## AIM
Copy the material that follows word for word and omit its pictures.

## RAW DATA
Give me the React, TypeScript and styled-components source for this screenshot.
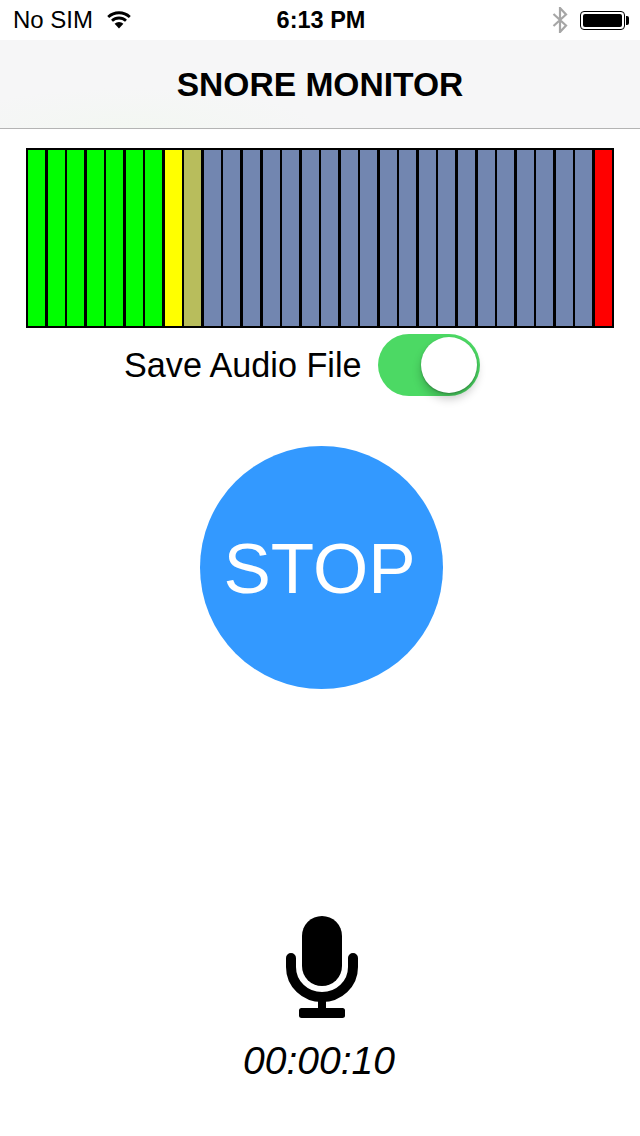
import React from 'react';
import styled, { createGlobalStyle } from 'styled-components';

const GlobalStyle = createGlobalStyle`
    html, body {
        margin: 0;
        padding: 0;
        background: #fff;
    }
    body {
        font-family: "Liberation Sans", Arial, sans-serif;
        color: #000;
    }
`;

const Page = styled.div`
    width: 640px;
    height: 1136px;
    display: flex;
    flex-direction: column;
    overflow: hidden;
    background: #fff;
`;

const StatusBar = styled.div`
    height: 40px;
    display: grid;
    grid-template-columns: 1fr auto 1fr;
    align-items: center;
    padding: 0 11px 0 13px;
    font-size: 24px;
`;

const StatusLeft = styled.div`
    display: flex;
    align-items: center;
    gap: 14px;
`;

const Clock = styled.div`
    font-weight: 700;
    font-size: 23.5px;
`;

const StatusRight = styled.div`
    display: flex;
    align-items: center;
    justify-content: flex-end;
    gap: 12px;
`;

const Battery = styled.div`
    position: relative;
    width: 45px;
    height: 19px;
    box-sizing: border-box;
    padding: 2px;
    border: 1px solid #000;
    border-radius: 4px;
    margin-right: 4px;

    &::before {
        content: '';
        display: block;
        height: 100%;
        background: #000;
        border-radius: 2px;
    }

    &::after {
        content: '';
        position: absolute;
        right: -5px;
        top: 4px;
        width: 3px;
        height: 9px;
        background: #000;
        border-radius: 0 2px 2px 0;
    }
`;

const NavBar = styled.div`
    height: 88px;
    box-sizing: content-box;
    border-bottom: 1px solid #b4b4b4;
    display: flex;
    align-items: center;
    justify-content: center;
    background:
        radial-gradient(ellipse 190px 40px at 130px 88px, #f3f7f2, rgba(243, 247, 242, 0)),
        #f6f6f7;
`;

const Title = styled.h1`
    margin: 1px 0 0;
    font-size: 33.6px;
    font-weight: 700;
`;

const Meter = styled.div`
    margin: 19px 26px 0;
    height: 180px;
    box-sizing: border-box;
    padding: 2px;
    background: #000;
    display: flex;
    gap: 2.6px;
`;

const Segment = styled.div<{ $color: string }>`
    flex: 1;
    background: ${(p) => p.$color};
`;

const SaveRow = styled.div`
    margin-top: 6px;
    padding-left: 124px;
    display: flex;
    align-items: center;
    gap: 16px;
`;

const SaveLabel = styled.span`
    font-size: 34.2px;
`;

const Switch = styled.div`
    position: relative;
    width: 102px;
    height: 62px;
    border-radius: 31px;
    background: #4cd964;
`;

const Knob = styled.div`
    position: absolute;
    right: 3px;
    top: 3px;
    width: 56px;
    height: 56px;
    border-radius: 50%;
    background: #fff;
    box-shadow: 0 6px 10px rgba(0, 0, 0, 0.22), 0 1px 2px rgba(0, 0, 0, 0.25);
`;

const StopButton = styled.button`
    align-self: flex-start;
    margin: 50px 0 0 200px;
    width: 243px;
    height: 243px;
    padding: 1px 4px 0 0;
    border: 0;
    border-radius: 50%;
    background: #3399ff;
    color: #fff;
    font-family: inherit;
    font-size: 71px;
    font-weight: 400;
`;

const MicBlock = styled.div`
    margin-top: 227px;
    display: flex;
    flex-direction: column;
    align-items: center;
`;

const MicIcon = styled.svg`
    display: block;
    width: 72px;
    height: 102px;
    margin-left: 4px;
`;

const Timer = styled.div`
    margin-top: 25px;
    font-style: italic;
    font-size: 39px;
    line-height: 36px;
    padding-right: 2px;
`;

const segmentColors = [
    ...Array(7).fill('#00ff00'),
    '#ffff00',
    '#b8bd5c',
    ...Array(20).fill('#7286b0'),
    '#ff0000',
];

const App = () => {
    return (
        <Page>
            <GlobalStyle />
            <StatusBar>
                <StatusLeft>
                    <span>No SIM</span>
                    <svg width="24" height="18" viewBox="0 0 24 18">
                        <path d="M12 17.5 7.6 12.7a6.4 6.4 0 0 1 8.8 0Z" fill="#000" />
                        <path d="M5 9.8a10.2 10.2 0 0 1 14 0" fill="none" stroke="#000" strokeWidth="2.8" />
                        <path d="M1.2 6a15.8 15.8 0 0 1 21.6 0" fill="none" stroke="#000" strokeWidth="2.8" />
                    </svg>
                </StatusLeft>
                <Clock>6:13 PM</Clock>
                <StatusRight>
                    <svg width="16" height="26" viewBox="0 0 16 26">
                        <path d="M1.5 7 14 18.5 8 25V1l6 6.5L1.5 19" fill="none" stroke="#a6a6a6" strokeWidth="2.2" />
                    </svg>
                    <Battery />
                </StatusRight>
            </StatusBar>
            <NavBar>
                <Title>SNORE MONITOR</Title>
            </NavBar>
            <Meter>
                {segmentColors.map((color, i) => (
                    <Segment key={i} $color={color} />
                ))}
            </Meter>
            <SaveRow>
                <SaveLabel>Save Audio File</SaveLabel>
                <Switch>
                    <Knob />
                </Switch>
            </SaveRow>
            <StopButton>STOP</StopButton>
            <MicBlock>
                <MicIcon viewBox="0 0 72 102">
                    <rect x="16" y="0" width="40" height="70" rx="20" fill="#000" />
                    <path
                        d="M5 42v9c0 17 14 30 31 30s31-13 31-30v-9"
                        fill="none"
                        stroke="#000"
                        strokeWidth="10"
                        strokeLinecap="round"
                    />
                    <rect x="32" y="82" width="8" height="12" fill="#000" />
                    <rect x="13" y="92" width="46" height="10" rx="2.5" fill="#000" />
                </MicIcon>
                <Timer>00:00:10</Timer>
            </MicBlock>
        </Page>
    );
};

export default App;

## FINISHED ANSWER
Give me the React, TypeScript and styled-components source for this screenshot.
import React from 'react';
import styled, { createGlobalStyle } from 'styled-components';

const GlobalStyle = createGlobalStyle`
    html, body {
        margin: 0;
        padding: 0;
        background: #fff;
    }
    body {
        font-family: "Liberation Sans", Arial, sans-serif;
        color: #000;
    }
`;

const Page = styled.div`
    width: 640px;
    height: 1136px;
    display: flex;
    flex-direction: column;
    overflow: hidden;
    background: #fff;
`;

const StatusBar = styled.div`
    height: 40px;
    display: grid;
    grid-template-columns: 1fr auto 1fr;
    align-items: center;
    padding: 0 11px 0 13px;
    font-size: 24px;
`;

const StatusLeft = styled.div`
    display: flex;
    align-items: center;
    gap: 14px;
`;

const Clock = styled.div`
    font-weight: 700;
    font-size: 23.5px;
`;

const StatusRight = styled.div`
    display: flex;
    align-items: center;
    justify-content: flex-end;
    gap: 12px;
`;

const Battery = styled.div`
    position: relative;
    width: 45px;
    height: 19px;
    box-sizing: border-box;
    padding: 2px;
    border: 1px solid #000;
    border-radius: 4px;
    margin-right: 4px;

    &::before {
        content: '';
        display: block;
        height: 100%;
        background: #000;
        border-radius: 2px;
    }

    &::after {
        content: '';
        position: absolute;
        right: -5px;
        top: 4px;
        width: 3px;
        height: 9px;
        background: #000;
        border-radius: 0 2px 2px 0;
    }
`;

const NavBar = styled.div`
    height: 88px;
    box-sizing: content-box;
    border-bottom: 1px solid #b4b4b4;
    display: flex;
    align-items: center;
    justify-content: center;
    background:
        radial-gradient(ellipse 190px 40px at 130px 88px, #f3f7f2, rgba(243, 247, 242, 0)),
        #f6f6f7;
`;

const Title = styled.h1`
    margin: 1px 0 0;
    font-size: 33.6px;
    font-weight: 700;
`;

const Meter = styled.div`
    margin: 19px 26px 0;
    height: 180px;
    box-sizing: border-box;
    padding: 2px;
    background: #000;
    display: flex;
    gap: 2.6px;
`;

const Segment = styled.div<{ $color: string }>`
    flex: 1;
    background: ${(p) => p.$color};
`;

const SaveRow = styled.div`
    margin-top: 6px;
    padding-left: 124px;
    display: flex;
    align-items: center;
    gap: 16px;
`;

const SaveLabel = styled.span`
    font-size: 34.2px;
`;

const Switch = styled.div`
    position: relative;
    width: 102px;
    height: 62px;
    border-radius: 31px;
    background: #4cd964;
`;

const Knob = styled.div`
    position: absolute;
    right: 3px;
    top: 3px;
    width: 56px;
    height: 56px;
    border-radius: 50%;
    background: #fff;
    box-shadow: 0 6px 10px rgba(0, 0, 0, 0.22), 0 1px 2px rgba(0, 0, 0, 0.25);
`;

const StopButton = styled.button`
    align-self: flex-start;
    margin: 50px 0 0 200px;
    width: 243px;
    height: 243px;
    padding: 1px 4px 0 0;
    border: 0;
    border-radius: 50%;
    background: #3399ff;
    color: #fff;
    font-family: inherit;
    font-size: 71px;
    font-weight: 400;
`;

const MicBlock = styled.div`
    margin-top: 227px;
    display: flex;
    flex-direction: column;
    align-items: center;
`;

const MicIcon = styled.svg`
    display: block;
    width: 72px;
    height: 102px;
    margin-left: 4px;
`;

const Timer = styled.div`
    margin-top: 25px;
    font-style: italic;
    font-size: 39px;
    line-height: 36px;
    padding-right: 2px;
`;

const segmentColors = [
    ...Array(7).fill('#00ff00'),
    '#ffff00',
    '#b8bd5c',
    ...Array(20).fill('#7286b0'),
    '#ff0000',
];

const App = () => {
    return (
        <Page>
            <GlobalStyle />
            <StatusBar>
                <StatusLeft>
                    <span>No SIM</span>
                    <svg width="24" height="18" viewBox="0 0 24 18">
                        <path d="M12 17.5 7.6 12.7a6.4 6.4 0 0 1 8.8 0Z" fill="#000" />
                        <path d="M5 9.8a10.2 10.2 0 0 1 14 0" fill="none" stroke="#000" strokeWidth="2.8" />
                        <path d="M1.2 6a15.8 15.8 0 0 1 21.6 0" fill="none" stroke="#000" strokeWidth="2.8" />
                    </svg>
                </StatusLeft>
                <Clock>6:13 PM</Clock>
                <StatusRight>
                    <svg width="16" height="26" viewBox="0 0 16 26">
                        <path d="M1.5 7 14 18.5 8 25V1l6 6.5L1.5 19" fill="none" stroke="#a6a6a6" strokeWidth="2.2" />
                    </svg>
                    <Battery />
                </StatusRight>
            </StatusBar>
            <NavBar>
                <Title>SNORE MONITOR</Title>
            </NavBar>
            <Meter>
                {segmentColors.map((color, i) => (
                    <Segment key={i} $color={color} />
                ))}
            </Meter>
            <SaveRow>
                <SaveLabel>Save Audio File</SaveLabel>
                <Switch>
                    <Knob />
                </Switch>
            </SaveRow>
            <StopButton>STOP</StopButton>
            <MicBlock>
                <MicIcon viewBox="0 0 72 102">
                    <rect x="16" y="0" width="40" height="70" rx="20" fill="#000" />
                    <path
                        d="M5 42v9c0 17 14 30 31 30s31-13 31-30v-9"
                        fill="none"
                        stroke="#000"
                        strokeWidth="10"
                        strokeLinecap="round"
                    />
                    <rect x="32" y="82" width="8" height="12" fill="#000" />
                    <rect x="13" y="92" width="46" height="10" rx="2.5" fill="#000" />
                </MicIcon>
                <Timer>00:00:10</Timer>
            </MicBlock>
        </Page>
    );
};

export default App;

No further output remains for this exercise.